Rio de Janeiro is rightfully and proudly celebrating a historic victory: being named the host city for the 2016 Summer Olympics, the first South American city to host one of humankind's truly global extravaganzas. If all goes right, it will be a most memorable celebration. Athletes will participate either in or close to world famous icons such as the Maracana soccer stadium, the spiritual home of the "beautiful game," and bodacious Copacabana beach. Some events, like rowing or triathlon, will take place in the shadow of Sugarloaf mountain and the outstretched arms of Christ the Redeemer. Ah, but note that conditional: if all goes right. There is much preparation and building to do. And if it all doesn't go right, the Olympic celebration is likely to lead to much recrimination.
Cariocas, as the residents of Rio call themselves, are still reeling from the cost of the last big athletic event held in their city. The budget for the Pan American Games of 2007 was $177 million. It probably cost several times that at the end (some reports estimate it at close to $2 billion). For the biggest athletic event of all, the Rio Olympic organizing committee has set its budget at $2.82 billion, with another $11.1 billion going to related expenses such as transport, power and security. (Another $170 million has been set aside for the Paralympic Games which usually follow right after the Olympics.)

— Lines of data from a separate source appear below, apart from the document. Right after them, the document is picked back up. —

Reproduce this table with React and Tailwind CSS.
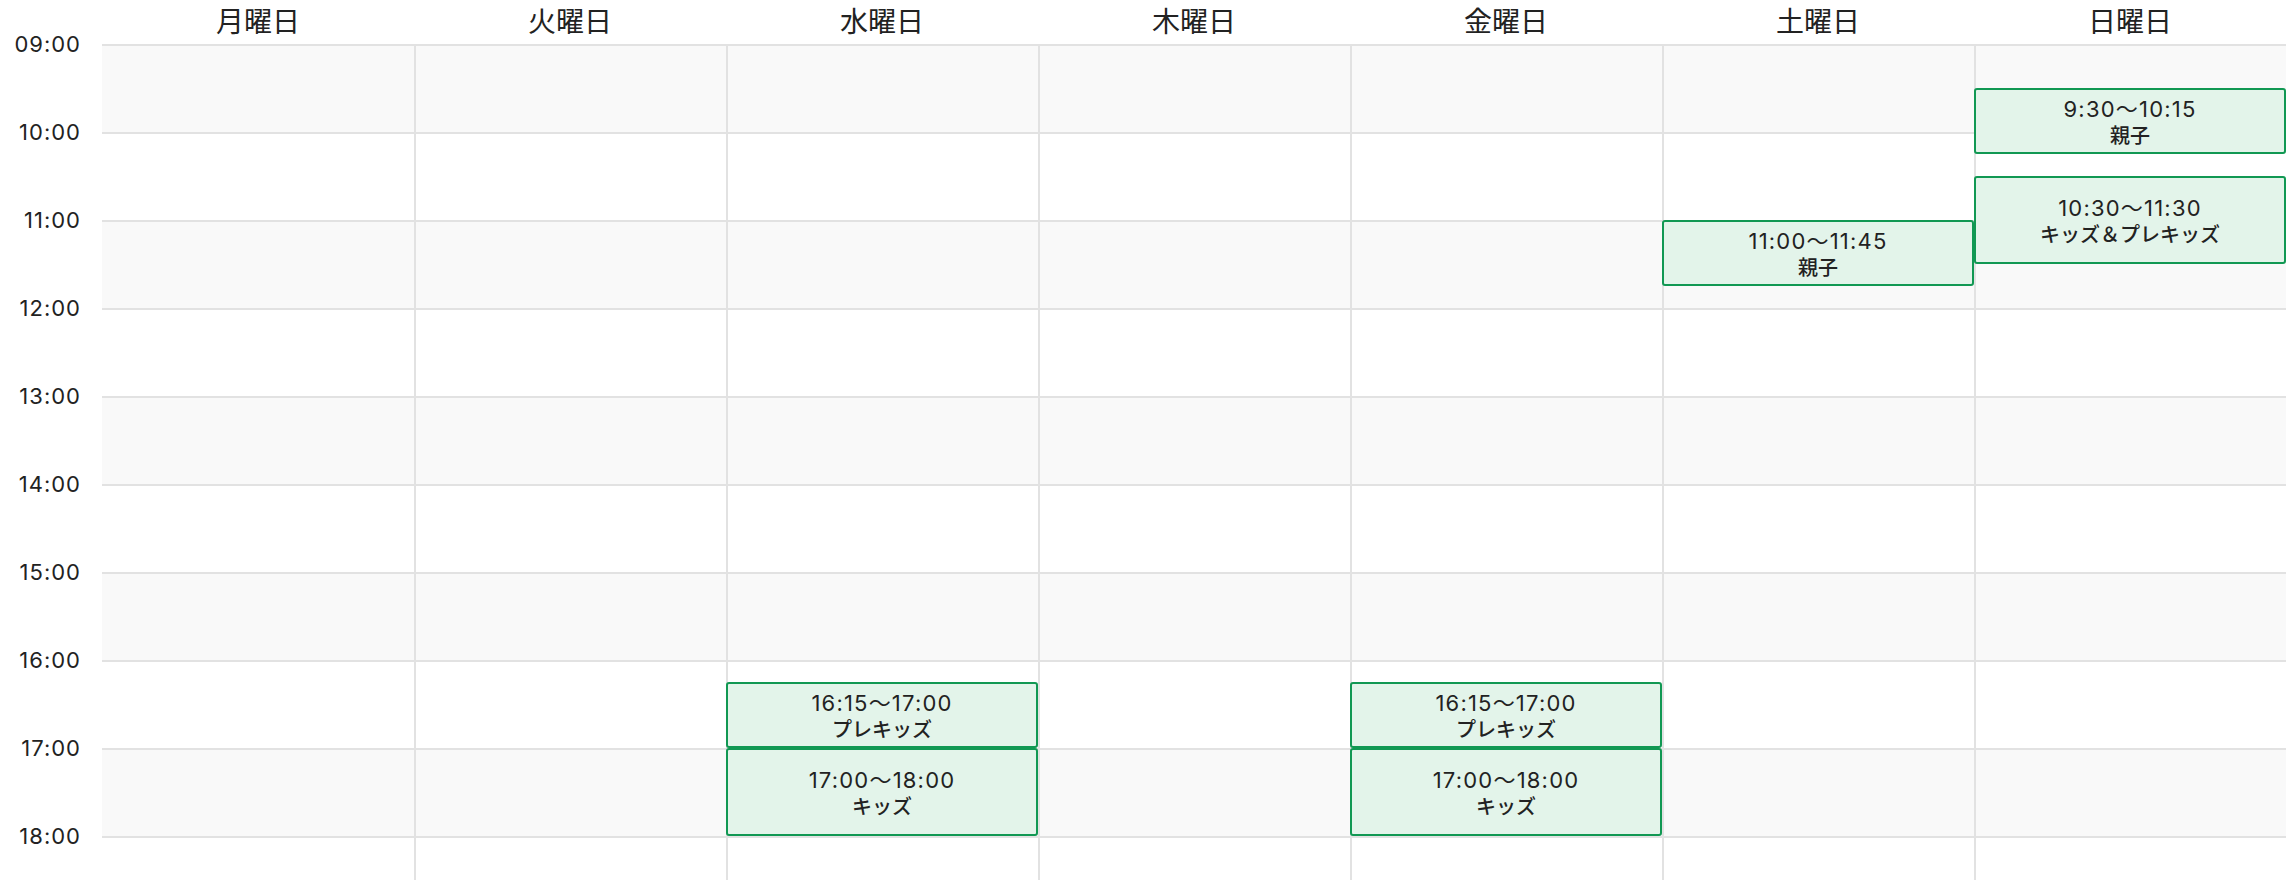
import React from "react";

const DAYS = ["月曜日", "火曜日", "水曜日", "木曜日", "金曜日", "土曜日", "日曜日"];
const HOURS = ["09:00", "10:00", "11:00", "12:00", "13:00", "14:00", "15:00", "16:00", "17:00", "18:00"];
const HOUR_H = 88;

const EVENTS = {
  2: [
    { s: 16.25, e: 17, time: "16:15〜17:00", title: "プレキッズ" },
    { s: 17, e: 18, time: "17:00〜18:00", title: "キッズ" },
  ],
  4: [
    { s: 16.25, e: 17, time: "16:15〜17:00", title: "プレキッズ" },
    { s: 17, e: 18, time: "17:00〜18:00", title: "キッズ" },
  ],
  5: [{ s: 11, e: 11.75, time: "11:00〜11:45", title: "親子" }],
  6: [
    { s: 9.5, e: 10.25, time: "9:30〜10:15", title: "親子" },
    { s: 10.5, e: 11.5, time: "10:30〜11:30", title: "キッズ＆プレキッズ" },
  ],
};

function Event({ ev, first }) {
  return (
    <div
      className={
        "absolute right-0 flex flex-col items-center justify-center rounded-[3px] border-2 border-[#119853] bg-[#e3f4ea] text-[#222] " +
        (first ? "left-0" : "left-[-2px]")
      }
      style={{ top: (ev.s - 9) * HOUR_H, height: (ev.e - ev.s) * HOUR_H }}
    >
      <div className="font-['Inter','Noto_Sans_CJK_JP',sans-serif] text-[22px] leading-[26px] tracking-[1.2px]">{ev.time}</div>
      <div className="font-['Noto_Sans_CJK_JP',sans-serif] text-[20px] font-medium leading-[25px]">{ev.title}</div>
    </div>
  );
}

export default function App() {
  return (
    <div className="h-[880px] w-[2288px] overflow-hidden bg-white text-[#222] font-['Noto_Sans_CJK_JP',sans-serif]">
      <div className="flex h-[44px]">
        <div className="w-[102px] shrink-0" />
        {DAYS.map((d) => (
          <div key={d} className="w-[312px] shrink-0 text-center text-[28px] leading-[41px]">
            {d}
          </div>
        ))}
      </div>
      <div className="flex">
        <div className="flex w-[102px] shrink-0 flex-col">
          {HOURS.map((h) => (
            <div key={h} className="h-[88px]">
              <div className="-translate-y-1/2 pr-[21px] text-right font-['Inter',sans-serif] text-[22px] leading-[28px] tracking-[1px]">
                {h}
              </div>
            </div>
          ))}
        </div>
        {DAYS.map((d, i) => (
          <div
            key={d}
            className={"relative flex w-[312px] shrink-0 flex-col " + (i > 0 ? "border-l-2 border-[#e2e2e2]" : "")}
          >
            {HOURS.map((h, r) => (
              <div
                key={h}
                className={"h-[88px] border-t-2 border-[#e2e2e2] " + (r % 2 === 0 ? "bg-[#f9f9f9]" : "bg-white")}
              />
            ))}
            {(EVENTS[i] || []).map((ev) => (
              <Event key={ev.time} ev={ev} first={i === 0} />
            ))}
          </div>
        ))}
      </div>
    </div>
  );
}
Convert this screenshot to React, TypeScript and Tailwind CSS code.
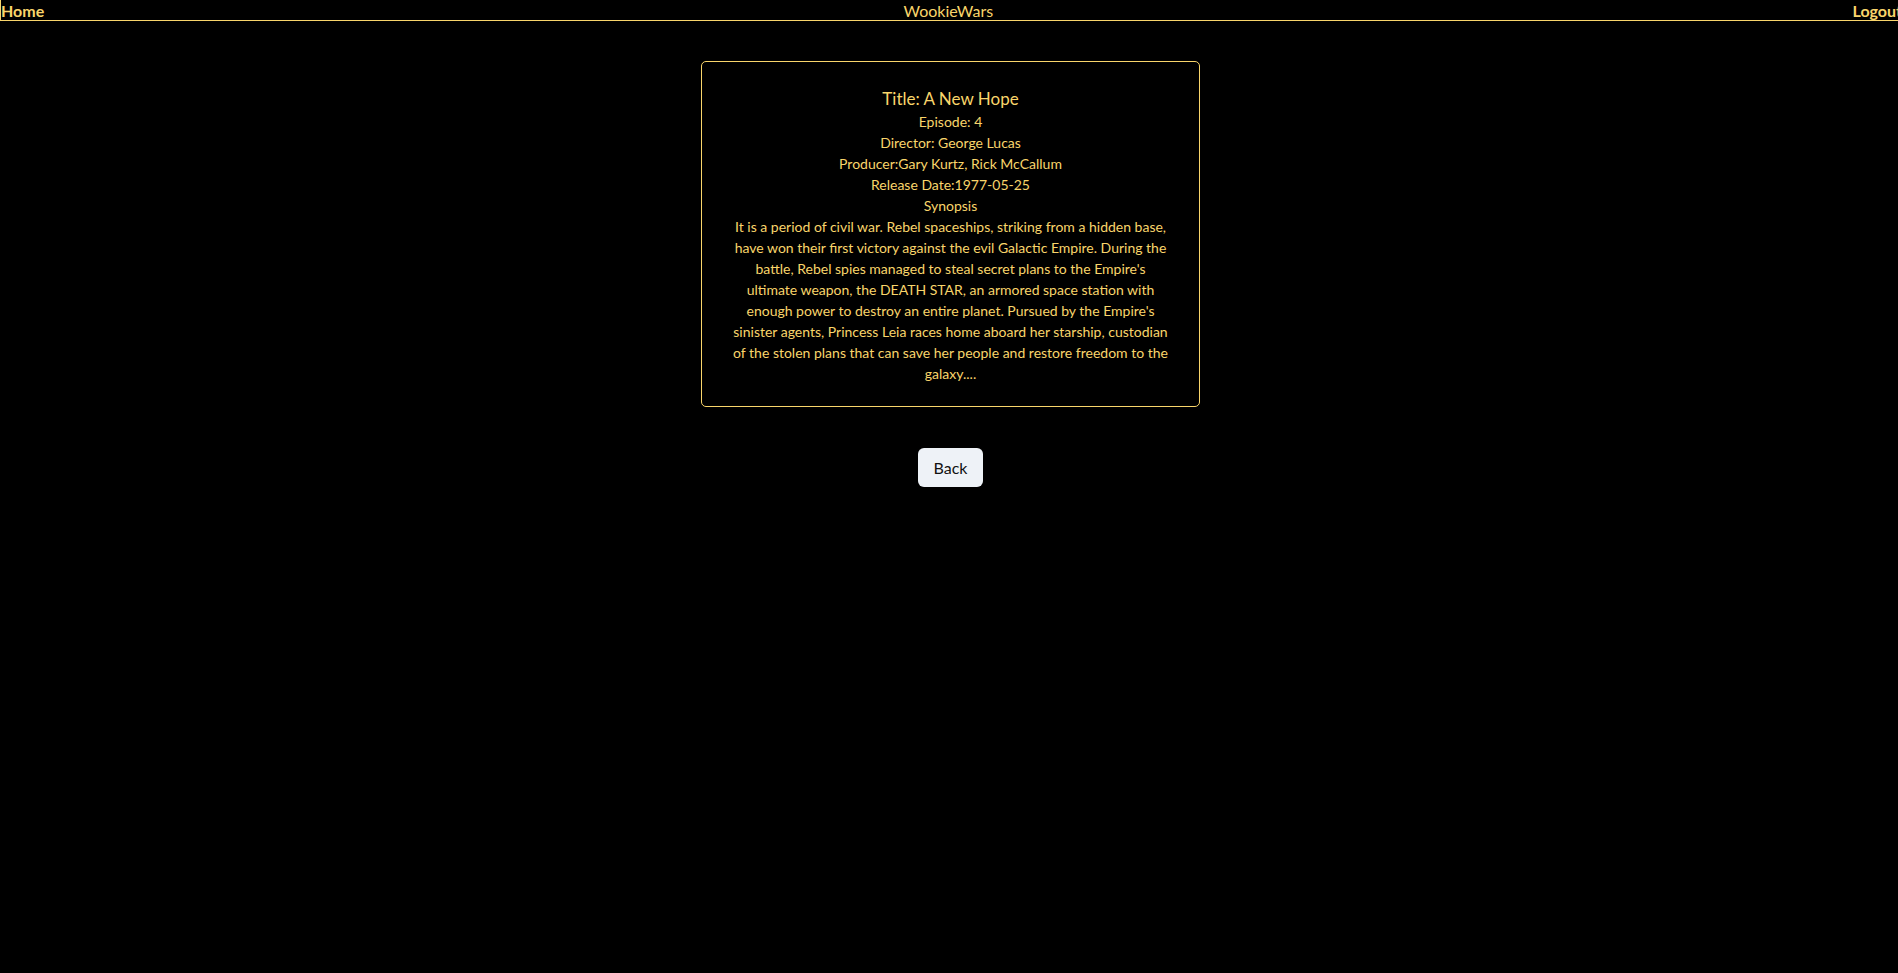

There are eight existing venues that need to be renovated in time for the Games, including the João Havelange Stadium where the track and field events will take place. Three of the venues are new, built for the Pan Am Games; however, they do not meet the IOC's size or technical standards. The velodrome for track cycling, the aquatics center for diving and water polo and the João Havelange Stadium all need extensive work. The existing sites for archery, sailing, rowing, equestrian, shooting, kayak and rowing, as well as the route of the marathon also need work. All told $200 million has been set aside for upgrades.
Meanwhile, another 11 permanent venues costing an estimated $674 million are to be constructed for basketball, judo, taekwondo, wrestling, handball, modern pentathlon, fencing, tennis, swimming and synchronized swimming, canoe and kayak slaloms, and BMX cycling. Then, at least $78 million will be spent on seven temporary structures for beach volleyball, triathlon, marathon swimming, race walking, road cycling, weightlifting, hockey, mountain biking and modern pentathlon. Rio has promised to spend $427 million on an athlete's village that replicates "the outdoor lifestyle of Rio's beachside neighborhoods" (and no doubt swings to the sounds of samba and bossa nova). And, for an even greater taste of Brazil, a dedicated shuttle bus will take athletes to a beach set aside exclusively for participants.
As if that isn't enough to deal with, two very large issues are tourist lodgings and security. Rio lacks hotel rooms, and although it has promised to increase the number available before 2016, some of the promised beds are on private cruise ships, a situation that worried the IOC enough to question the strategy's reliability and accountability. Another issue is street violence. The games committee lauded what they called Rio's "increased public safety and reductions in crime." But the number of homicides in the city is rising again and is up 9.9% so far this year. Officials would likely flood the city with troops and police as they did for the Pan Am Games in 2007. But such a military presence will weigh down any party atmosphere. Safety remains a troubling issue.
Nevertheless winning the Games is a huge boost for Rio. The decision promises to transform a city that has fallen into disrepair and has been looking for a purpose since losing its capital city status in 1960 to the modernist built-to-order jungle metropolis of Brasilia. The massive investment will rejuvenate it. In fact, organizers and government administrators believe that every Brazilian real spent on the Games will generate three in profit.
The entire Olympic bid has been extremely popular: one study showed 85% of Cariocas and 69% of Brazilians supported the city's candidacy. Indeed, Cariocas consider the 2007 Pan American Games a big success, but they do so by overlooking the costs and organizational snafus. To secure the Pan Ams, Rio promised to transform the city with a new ring road system, a "via light" highway, a new state highway and 54 km of new metro line. Guanabara Bay, the fetid body of water whose smell assails visitors driving into town from the international airport, was to be cleaned up. None of those plans came to fruition, prompting the current mayor, and former state Sports Secretary, to admit that the city promised too much and provided too little.
The Brazilian government may have to step in to help out. How it will do so will be clearer in the next two years as the country prepares for the 2014 World Cup. So far, the indications are not great. The country was awarded soccer's big championship almost two years ago, but work has yet to start on the 12 stadiums needed for that spectacle. Meanwhile, a much-talked about bullet train linking São Paulo and Rio is yet to leave the drawing board. Many officials now doubt whether it will be ready in time for the World Cup. Brazil and Rio can party now and celebrate. But then it's time to roll up sleeves. There's a ton of work to do if they want to throw an even bigger party in 2016.